Task instructions:
Transcribe everything in the data word for word. Pictures are left out.

— Begin Supplied data —

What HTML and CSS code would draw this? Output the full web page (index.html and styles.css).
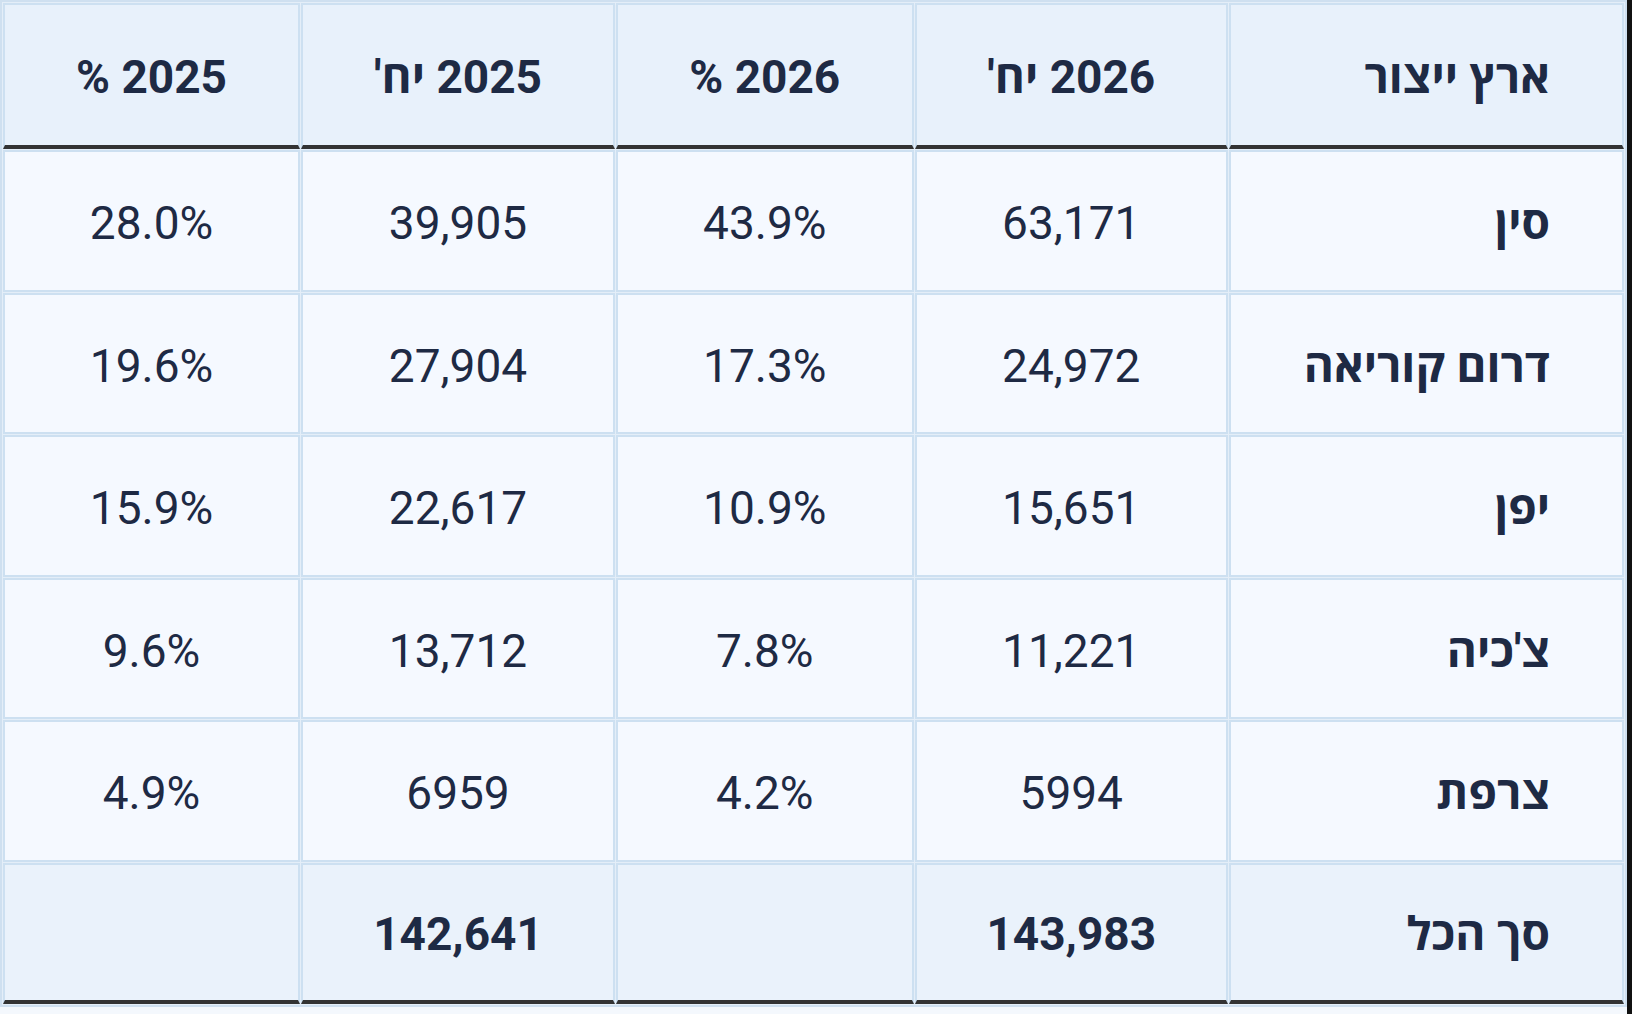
FILE: index.html
```html
<!DOCTYPE html>
<html lang="he">
<head>
<meta charset="utf-8">
<title>ארץ ייצור</title>
<link rel="stylesheet" href="styles.css">
</head>
<body>
<div class="wrap">
<table class="data">
  <thead>
    <tr>
      <th class="c-country">ארץ ייצור</th>
      <th class="c-u26">2026 יח'</th>
      <th class="c-p26">2026 %</th>
      <th class="c-u25">2025 יח'</th>
      <th class="c-p25">2025 %</th>
    </tr>
  </thead>
  <tbody>
    <tr><td class="label">סין</td><td>63,171</td><td>43.9%</td><td>39,905</td><td>28.0%</td></tr>
    <tr><td class="label">דרום קוריאה</td><td>24,972</td><td>17.3%</td><td>27,904</td><td>19.6%</td></tr>
    <tr><td class="label">יפן</td><td>15,651</td><td>10.9%</td><td>22,617</td><td>15.9%</td></tr>
    <tr><td class="label">צ'כיה</td><td>11,221</td><td>7.8%</td><td>13,712</td><td>9.6%</td></tr>
    <tr><td class="label">צרפת</td><td>5994</td><td>4.2%</td><td>6959</td><td>4.9%</td></tr>
  </tbody>
  <tfoot>
    <tr><td class="label">סך הכל</td><td>143,983</td><td></td><td>142,641</td><td></td></tr>
  </tfoot>
</table>
</div>
</body>
</html>
```

FILE: styles.css
```css
html {
  background: #111;
}
body {
  margin: 0;
  font-family: Roboto, "Open Sans", sans-serif;
  color: #1e2a44;
}
.wrap {
  width: 1627px;
  height: 1014px;
  background: #f4f8fd;
}
.data {
  width: 1627px;
  table-layout: fixed;
  border-collapse: separate;
  border-spacing: 1px;
  border: 2px solid #cfe0f0;
  background: #e4eef8;
  direction: rtl;
}
.data th,
.data td {
  box-sizing: border-box;
  border: 2px solid #cde0f1;
  padding: 6px 10px 0;
  height: 141.5px;
  text-align: center;
  vertical-align: middle;
  font-size: 46px;
  line-height: 1.2;
}
.data th {
  background: #e8f1fb;
  font-weight: 700;
  border-bottom: 4px solid #333;
  height: 146px;
}
.data tbody td {
  background: #f5f9ff;
  font-weight: 400;
}
.data tfoot td {
  background: #eaf2fb;
  font-weight: 700;
  border-bottom: 4px solid #333;
  height: 141px;
}
.data .label,
.data .c-country {
  text-align: right;
  padding-right: 72px;
  font-weight: 700;
}
.c-country { width: 395px; }
.c-u26 { width: 313.5px; }
.c-p26 { width: 297.5px; }
.c-u25 { width: 314px; }
.c-p25 { width: 297px; }
```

— End Supplied data —

The completed task:
What HTML and CSS code would draw this? Output the full web page (index.html and styles.css).
FILE: index.html
```html
<!DOCTYPE html>
<html lang="he">
<head>
<meta charset="utf-8">
<title>ארץ ייצור</title>
<link rel="stylesheet" href="styles.css">
</head>
<body>
<div class="wrap">
<table class="data">
  <thead>
    <tr>
      <th class="c-country">ארץ ייצור</th>
      <th class="c-u26">2026 יח'</th>
      <th class="c-p26">2026 %</th>
      <th class="c-u25">2025 יח'</th>
      <th class="c-p25">2025 %</th>
    </tr>
  </thead>
  <tbody>
    <tr><td class="label">סין</td><td>63,171</td><td>43.9%</td><td>39,905</td><td>28.0%</td></tr>
    <tr><td class="label">דרום קוריאה</td><td>24,972</td><td>17.3%</td><td>27,904</td><td>19.6%</td></tr>
    <tr><td class="label">יפן</td><td>15,651</td><td>10.9%</td><td>22,617</td><td>15.9%</td></tr>
    <tr><td class="label">צ'כיה</td><td>11,221</td><td>7.8%</td><td>13,712</td><td>9.6%</td></tr>
    <tr><td class="label">צרפת</td><td>5994</td><td>4.2%</td><td>6959</td><td>4.9%</td></tr>
  </tbody>
  <tfoot>
    <tr><td class="label">סך הכל</td><td>143,983</td><td></td><td>142,641</td><td></td></tr>
  </tfoot>
</table>
</div>
</body>
</html>
```

FILE: styles.css
```css
html {
  background: #111;
}
body {
  margin: 0;
  font-family: Roboto, "Open Sans", sans-serif;
  color: #1e2a44;
}
.wrap {
  width: 1627px;
  height: 1014px;
  background: #f4f8fd;
}
.data {
  width: 1627px;
  table-layout: fixed;
  border-collapse: separate;
  border-spacing: 1px;
  border: 2px solid #cfe0f0;
  background: #e4eef8;
  direction: rtl;
}
.data th,
.data td {
  box-sizing: border-box;
  border: 2px solid #cde0f1;
  padding: 6px 10px 0;
  height: 141.5px;
  text-align: center;
  vertical-align: middle;
  font-size: 46px;
  line-height: 1.2;
}
.data th {
  background: #e8f1fb;
  font-weight: 700;
  border-bottom: 4px solid #333;
  height: 146px;
}
.data tbody td {
  background: #f5f9ff;
  font-weight: 400;
}
.data tfoot td {
  background: #eaf2fb;
  font-weight: 700;
  border-bottom: 4px solid #333;
  height: 141px;
}
.data .label,
.data .c-country {
  text-align: right;
  padding-right: 72px;
  font-weight: 700;
}
.c-country { width: 395px; }
.c-u26 { width: 313.5px; }
.c-p26 { width: 297.5px; }
.c-u25 { width: 314px; }
.c-p25 { width: 297px; }
```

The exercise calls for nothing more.